0

I have a collection of event logs that I want to access, re-format, and print them in a cleaner, more readable format. An example of such a log would be:

[
  {
    "_source": {
      "message": "<message>",
      "tags": [
        "winlog",
        "2.4.0",
        "agents",
        "agents_input_codec_plain_applied"
      ],
      "@timestamp": "2023-08-22T15:11:14.146Z",
      "observer": {
        "ip": "<ip>"
      },
      "winlog": {
        "task": "Account Lockout",
        "computer_name": "<name>",
        "event_data": {
          "IpAddress": "<ip>",
          "TargetUserName": "<username>",
          "LogonType": "3",
          "SubjectUserName": "-",
          "TargetDomainName": "<domain>",
          "LogonTypeName": "network"
        },
        "keywords": [
          "Audit Failure"
        ],
        "event_id": <id>
      },
      "log": {
        "level": "information"
      },
      "event": {
        "action": "Account Lockout",
        "created": "2023-08-22T15:11:15.378Z",
        "code": 4625,
        "kind": "event"
      },
    "fields": {
      "@timestamp": [
        "2023-08-22T15:11:14.146Z"
      ],
      "event.created": [
        "2023-08-22T15:11:15.378Z"
      ]
    },
    "sort": [
      1692717074146
    ]
  },
   <next event log>
]

I attempted to open the log file, load the json, and iterate the file, accessing log information, then printing it but I recieve an error and wonder if there is a work around.

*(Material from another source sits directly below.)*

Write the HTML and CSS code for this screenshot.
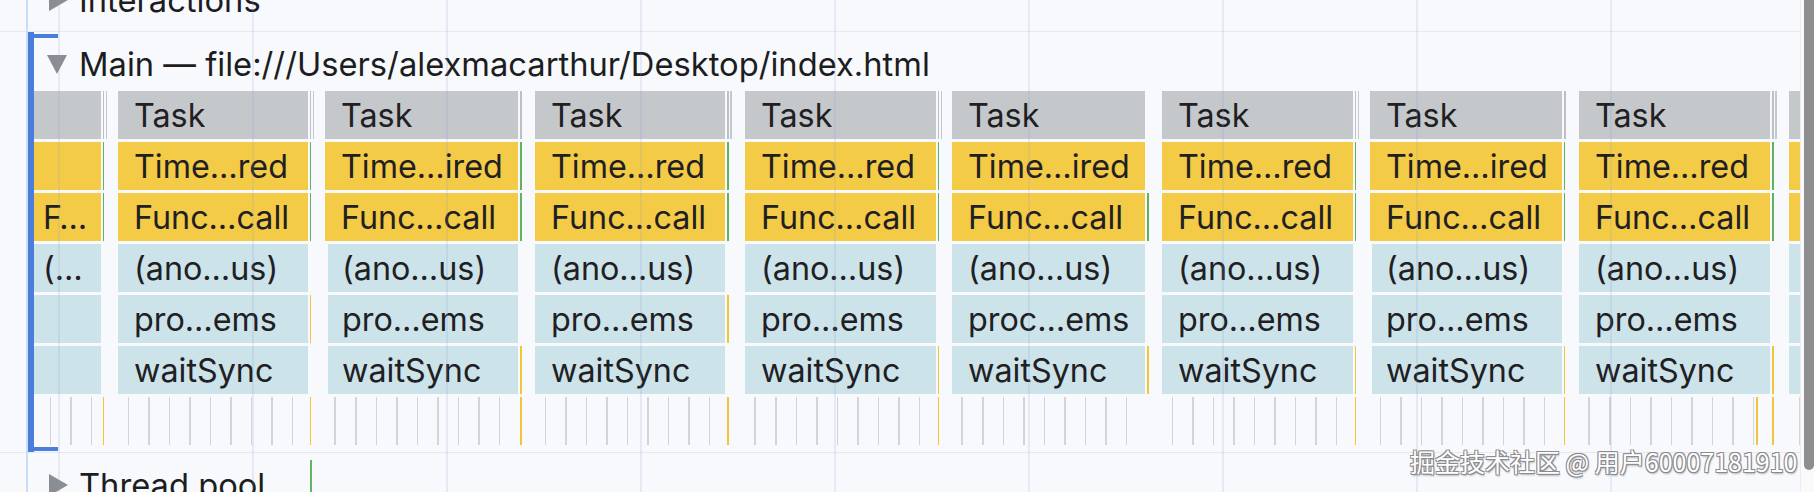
FILE: index.html
```html
<!DOCTYPE html>
<html lang="en">
<head>
<meta charset="utf-8">
<title>Performance — Main thread</title>
<link rel="stylesheet" href="styles.css">
</head>
<body>
<div class="page">
  <div class="panel">
    <div class="track interactions">
      <div class="hdr"><span class="tri tri-right"></span><span class="name">Interactions</span></div>
    </div>

    <div class="track main">
      <div class="hdr"><span class="tri tri-down"></span><span class="name">Main — file:///Users/alexmacarthur/Desktop/index.html</span></div>
      <div class="flame">
        <div class="col col-first" style="width:67px">
          <div class="ev task"></div>
          <div class="ev yel"></div>
          <div class="ev yel">F…</div>
          <div class="ev blue">(…</div>
          <div class="ev blue"></div>
          <div class="ev blue"></div>
          <div class="ticks ticks-first"></div>
        </div>
        <div class="sep" style="width:17px">
          <div class="cell l-g2"></div><div class="cell l-gr"></div><div class="cell l-gr"></div><div class="cell"></div><div class="cell"></div><div class="cell"></div><div class="tcell l-y"></div>
        </div>

        <div class="col" style="width:190px">
          <div class="ev task">Task</div>
          <div class="ev yel">Time…red</div>
          <div class="ev yel">Func…call</div>
          <div class="ev blue">(ano…us)</div>
          <div class="ev blue">pro…ems</div>
          <div class="ev blue">waitSync</div>
          <div class="ticks"></div>
        </div>
        <div class="sep" style="width:17px">
          <div class="cell l-g2"></div><div class="cell l-gr"></div><div class="cell l-gr"></div><div class="cell"></div><div class="cell l-y"></div><div class="cell"></div><div class="tcell l-y"></div>
        </div>

        <div class="col" style="width:193px">
          <div class="ev task">Task</div>
          <div class="ev yel">Time…ired</div>
          <div class="ev yel">Func…call</div>
          <div class="ev blue inset">(ano…us)</div>
          <div class="ev blue inset">pro…ems</div>
          <div class="ev blue inset">waitSync</div>
          <div class="ticks"></div>
        </div>
        <div class="sep" style="width:17px">
          <div class="cell l-g"></div><div class="cell l-gr"></div><div class="cell l-gr"></div><div class="cell"></div><div class="cell"></div><div class="cell l-y"></div><div class="tcell l-y"></div>
        </div>

        <div class="col" style="width:190px">
          <div class="ev task">Task</div>
          <div class="ev yel">Time…red</div>
          <div class="ev yel">Func…call</div>
          <div class="ev blue">(ano…us)</div>
          <div class="ev blue">pro…ems</div>
          <div class="ev blue">waitSync</div>
          <div class="ticks"></div>
        </div>
        <div class="sep" style="width:20px">
          <div class="cell l-g2"></div><div class="cell l-gr"></div><div class="cell l-gr"></div><div class="cell"></div><div class="cell l-y"></div><div class="cell"></div><div class="tcell l-y"></div>
        </div>

        <div class="col" style="width:191px">
          <div class="ev task">Task</div>
          <div class="ev yel">Time…red</div>
          <div class="ev yel">Func…call</div>
          <div class="ev blue">(ano…us)</div>
          <div class="ev blue">pro…ems</div>
          <div class="ev blue">waitSync</div>
          <div class="ticks"></div>
        </div>
        <div class="sep" style="width:16px">
          <div class="cell l-g2"></div><div class="cell l-gr"></div><div class="cell l-gr"></div><div class="cell"></div><div class="cell"></div><div class="cell l-y"></div><div class="tcell l-y"></div>
        </div>

        <div class="col" style="width:193px">
          <div class="ev task">Task</div>
          <div class="ev yel">Time…ired</div>
          <div class="ev yel">Func…call</div>
          <div class="ev blue">(ano…us)</div>
          <div class="ev blue">proc…ems</div>
          <div class="ev blue">waitSync</div>
          <div class="ticks"></div>
        </div>
        <div class="sep" style="width:17px">
          <div class="cell"></div><div class="cell"></div><div class="cell l-gr"></div><div class="cell"></div><div class="cell"></div><div class="cell l-y"></div><div class="tcell"></div>
        </div>

        <div class="col" style="width:191px">
          <div class="ev task">Task</div>
          <div class="ev yel">Time…red</div>
          <div class="ev yel">Func…call</div>
          <div class="ev blue">(ano…us)</div>
          <div class="ev blue">pro…ems</div>
          <div class="ev blue">waitSync</div>
          <div class="ticks"></div>
        </div>
        <div class="sep" style="width:17px">
          <div class="cell l-g2"></div><div class="cell l-gr"></div><div class="cell l-gr"></div><div class="cell"></div><div class="cell"></div><div class="cell l-y"></div><div class="tcell l-y"></div>
        </div>

        <div class="col" style="width:192px">
          <div class="ev task">Task</div>
          <div class="ev yel">Time…ired</div>
          <div class="ev yel">Func…call</div>
          <div class="ev blue inset-s">(ano…us)</div>
          <div class="ev blue inset-s">pro…ems</div>
          <div class="ev blue inset-s">waitSync</div>
          <div class="ticks"></div>
        </div>
        <div class="sep" style="width:17px">
          <div class="cell l-g"></div><div class="cell l-gr"></div><div class="cell l-gr"></div><div class="cell"></div><div class="cell"></div><div class="cell l-y"></div><div class="tcell l-y"></div>
        </div>

        <div class="col" style="width:191px">
          <div class="ev task">Task</div>
          <div class="ev yel">Time…red</div>
          <div class="ev yel">Func…call</div>
          <div class="ev blue">(ano…us)</div>
          <div class="ev blue">pro…ems</div>
          <div class="ev blue">waitSync</div>
          <div class="ticks ticks-late"></div>
        </div>
        <div class="sep" style="width:19px">
          <div class="cell l-g2"></div><div class="cell l-gr"></div><div class="cell l-gr"></div><div class="cell"></div><div class="cell"></div><div class="cell l-y"></div><div class="tcell l-y"></div>
        </div>

        <div class="col col-last">
          <div class="ev task"></div>
          <div class="ev yel"></div>
          <div class="ev yel"></div>
          <div class="ev blue"></div>
          <div class="ev blue"></div>
          <div class="ev blue"></div>
          <div class="ticks"></div>
        </div>
      </div>
    </div>

    <div class="track threadpool">
      <div class="hdr"><span class="tri tri-right"></span><span class="name">Thread pool</span></div>
      <div class="tp-event"></div>
    </div>

    <div class="gridlines"></div>
    <div class="watermark">掘金技术社区 @ 用户60007181910</div>
  </div>
  <div class="scrollbar"><div class="thumb"></div></div>
</div>
</body>
</html>
```

FILE: styles.css
```css
* { box-sizing: border-box; }

html, body {
  margin: 0;
  padding: 0;
  background: #f8f9fd;
}

body {
  width: 1814px;
  height: 492px;
  overflow: hidden;
  font-family: Inter, "Noto Sans", "Liberation Sans", sans-serif;
  color: #1f2023;
}

.page {
  display: flex;
  width: 1814px;
  height: 492px;
}

.panel {
  position: relative;
  width: 1800px;
  height: 492px;
  overflow: hidden;
  display: flex;
  flex-direction: column;
}

/* ---------- tracks ---------- */
.track {
  flex: none;
  border-bottom: 1px solid #e7e9ef;
}

.hdr {
  height: 54px;
  display: flex;
  align-items: center;
  gap: 12px;
  padding-left: 47px;
  white-space: nowrap;
}

.name {
  font-size: 32.7px;
  color: #1c1d20;
}

.tri {
  display: block;
  width: 0;
  height: 0;
  flex: none;
}

.tri-right {
  margin-left: 2px;
  border-left: 19px solid #8a8d92;
  border-top: 11px solid transparent;
  border-bottom: 11px solid transparent;
  margin-right: -1px;
}

.tri-down {
  border-top: 19px solid #8a8d92;
  border-left: 10.5px solid transparent;
  border-right: 10.5px solid transparent;
}

.interactions {
  height: 32px;
  overflow: hidden;
}
.interactions .hdr {
  margin-top: -27px;
}

.main {
  position: relative;
  margin-left: 28px;
  border-left: 6px solid #4b7ddb;
  padding-top: 5px;
  padding-bottom: 7px;
  border-bottom: none;
}
.main .hdr {
  padding-left: 13px;
}
.main::before,
.main::after {
  content: "";
  position: absolute;
  left: 0;
  width: 24px;
  height: 4px;
  background: #4b7ddb;
}
.main::before { top: 2px; }
.main::after { bottom: 1px; }

.threadpool {
  position: relative;
  border-top: 1px solid #e7e9ef;
  border-bottom: none;
  padding-top: 5px;
  height: 80px;
}

.tp-event {
  position: absolute;
  left: 310px;
  top: 7px;
  width: 2px;
  height: 40px;
  background: #62b566;
}

/* ---------- flame chart ---------- */
.flame {
  display: flex;
  align-items: flex-start;
}

.col, .sep {
  flex: none;
  display: flex;
  flex-direction: column;
  gap: 3px;
}

.col-last {
  width: 11px;
}

.ev {
  height: 48px;
  display: flex;
  align-items: center;
  padding-left: 16px;
  white-space: nowrap;
  overflow: hidden;
  font-size: 32.3px;
  color: #1f2023;
}

.col-first .ev { padding-left: 9px; }

.task { background: #c5c8cb; }
.yel  { background: #f4cb46; }
.blue { background: #cde3ea; }

.inset { margin-left: 3px; padding-left: 14px; }
.inset-s { margin-left: 2px; padding-left: 14px; }

.ticks, .tcell {
  height: 48px;
}

.ticks {
  background: repeating-linear-gradient(90deg,
    transparent 0, transparent 9.5px,
    #d2d4d8 9.5px, #d2d4d8 11px,
    transparent 11px, transparent 20.5px);
}
.ticks-first {
  background-position: 6px 0;
}
.ticks-late {
  background-image:
    linear-gradient(90deg, transparent 177px, #f0c53a 177px, #f0c53a 179px, transparent 179px),
    repeating-linear-gradient(90deg,
      transparent 0, transparent 9.5px,
      #d2d4d8 9.5px, #d2d4d8 11px,
      transparent 11px, transparent 20.5px);
}

.cell { height: 48px; }

.l-g  { background: linear-gradient(90deg, transparent 2px, #bcc0c5 2px, #bcc0c5 4px, transparent 4px); }
.l-g2 { background: linear-gradient(90deg, transparent 2px, #bcc0c5 2px, #bcc0c5 3.5px, transparent 3.5px, transparent 5px, #c5c8cb 5px, #c5c8cb 6.5px, transparent 6.5px); }
.l-gr { background: linear-gradient(90deg, transparent 2px, #5fb25f 2px, #5fb25f 3.5px, transparent 3.5px); }
.l-y  { background: linear-gradient(90deg, transparent 2px, #f0c53a 2px, #f0c53a 3.5px, transparent 3.5px); }

/* ---------- overlays ---------- */
.gridlines {
  position: absolute;
  inset: 0;
  pointer-events: none;
  background:
    linear-gradient(90deg, transparent 26px, rgba(196, 218, 245, 0.9) 26px, rgba(196, 218, 245, 0.9) 28px, transparent 28px),
    repeating-linear-gradient(90deg,
      transparent 0, transparent 58px,
      rgba(130, 150, 205, 0.16) 58px, rgba(130, 150, 205, 0.16) 60px,
      transparent 60px, transparent 194px);
}

.watermark {
  position: absolute;
  left: 1410px;
  top: 446px;
  font-family: "Noto Sans CJK SC", "Noto Sans", sans-serif;
  font-size: 25px;
  line-height: 30px;
  color: #ffffff;
  white-space: nowrap;
  text-shadow:
    -1px -1px 0 #8a8b8f, 1px -1px 0 #8a8b8f,
    -1px 1px 0 #8a8b8f, 1px 1px 0 #8a8b8f,
    1px 2px 2px rgba(0, 0, 0, 0.3);
}

/* ---------- scrollbar ---------- */
.scrollbar {
  flex: none;
  width: 14px;
  height: 492px;
  background: #fafafa;
  border-left: 1px solid #ededf0;
  position: relative;
}
.thumb {
  margin-left: 3px;
  margin-top: -10px;
  width: 10px;
  height: 480px;
  border-radius: 5px;
  background: #8e8e91;
}
```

with open('logs.json', 'r') as json_file:
    logs = json.load(json_file)

for i in logs['event']:
    print(i['action'])

Error: list indices must be integers or slices, not str.

for in logs:
    print(i)

This code works, but just prints all logs out verbatim.

for i in logs:
    print(logs[i]["event"])

This throws the same error as the first example.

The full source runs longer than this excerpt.